La Milano-Sanremo, Alessandria e la riscoperta delle origini

Giovanni Battistuzzi

Il presidente dell'Uci, David Lappartient, assieme al presidente della Federciclismo, Renato Di Rocco, scendendo verso la Riviera hanno fatto tappa nella città piemontese, lì dove il ciclismo moderno è partito

Là dove il Passo del Turchino inizia e con esso la fase della Milano-Sanremo dove non si può più scherzare e bisogna stare attenti a tanto, se non a tutto; là dove il gruppo si inizia ad allungare e le squadre di chi non vuole perdere iniziano a prendere la testa del gruppo; è là che è iniziato tutto. E' l'alessandrino dei Campionissimi, Costante Girardengo e Fausto Coppi, dei primi progetti moderni di professionismo - Biagio Cavanna, la Siof e la "fabbrica" degli Angeli di Fausto Coppi -, delle prime grandi gare: la Milano-Alessandria, la Coppa del Re, che a Torino arriva, ma che per di qua, per Novi Ligure, passava e dal 1906 al 1908 arrivava. Per Giovanni Gerbi, il Diavolo Rosso, Alessandria era la "città fortunata", perché aveva visto "vincere un astigiano", lui; per Giovanni Cuniolo, il Manina, era la "gran città della perdizione", perché a Tortona, il suo paese, si contavano quattordicimila anime, mentre Alessandria sembrava una metropoli di ottantamila persona e "colle osteriole aperte pure la notte". Campanilismi antichi come antica è la data di origine di quello che è arrivato sino a noi, ossia il ciclismo moderno.

 

Era il terminare dell'Ottocento e mentre Milano, divenuta negli anni la Capitale del ciclismo italiano, ancora ragionava sul fatto se fosse giusto o meno lasciar circolare le biciclette nel centro della città, l'alessandrino diventava la provincia italiana con il maggior numero di biciclette pro-capite. Era il terminare dell'Ottocento e mentre il pedalare si trasformava in attività sportiva e si iniziavano a definire le Associazioni che curavano l'andare in bicicletta sportivo (UVI - Unione velocipedistica italiana - trasformatasi poi nei decenni in Federciclismo) oppure l'andare in bicicletta turistico (il Touring club), con connessi litigi e baruffe e prese di posizioni e incompatibilità più di facciata che di sostanza, Alessandria diventava nel 1898 il centro pulsante di quel movimento che in pochi anni iniziò a regalare all'Italia quel mito sportivo, quell'immaginario condiviso e nazionale che fu per almeno un sessantennio il ciclismo.

 

Una capitale amministrativa non solo italiana, bensì mondiale (o almeno europea). Perché in quegli stessi anni anche l'Uci (l'Union Cycliste Internationale), trovava sede qui e da qui, con Mario Bruzzone, e poi con Pilade Carozzi, alla guida, iniziava a delineare il futuro di questo sport. Era il 1901 a Parigi, il 14 aprile, Francia, Svizzera, Belgio, Stati Uniti e Italia, litigano con gli altri delegati dell'Ica, l'International Cycling Association a guida inglese, per fondare l’Union Cycliste Internationale, a trazione latina.

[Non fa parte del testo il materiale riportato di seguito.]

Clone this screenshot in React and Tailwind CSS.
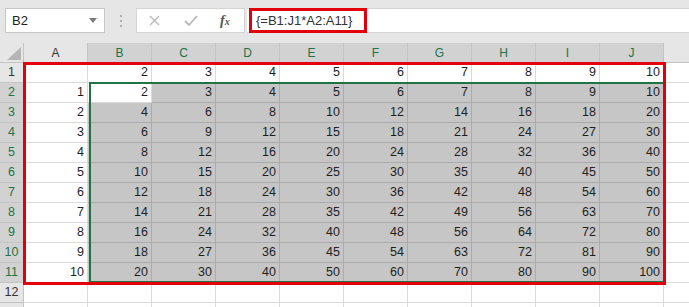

Oggi il presidente dell'Uci David Lappartient, il presidente della Federciclismo Renato Di Rocco e il segretario generale dell'Uec Enrico Della Casa, prima di raggiungere il traguardo della Milano-Sanremo, si sono fermati ad Alessandria, al Museo Alessandria Città delle Biciclette, per ritrovare le origini del ciclismo e chissà se non è venuto a loro in mente di poter portare qui un Mondiale che qui non è mai arrivato.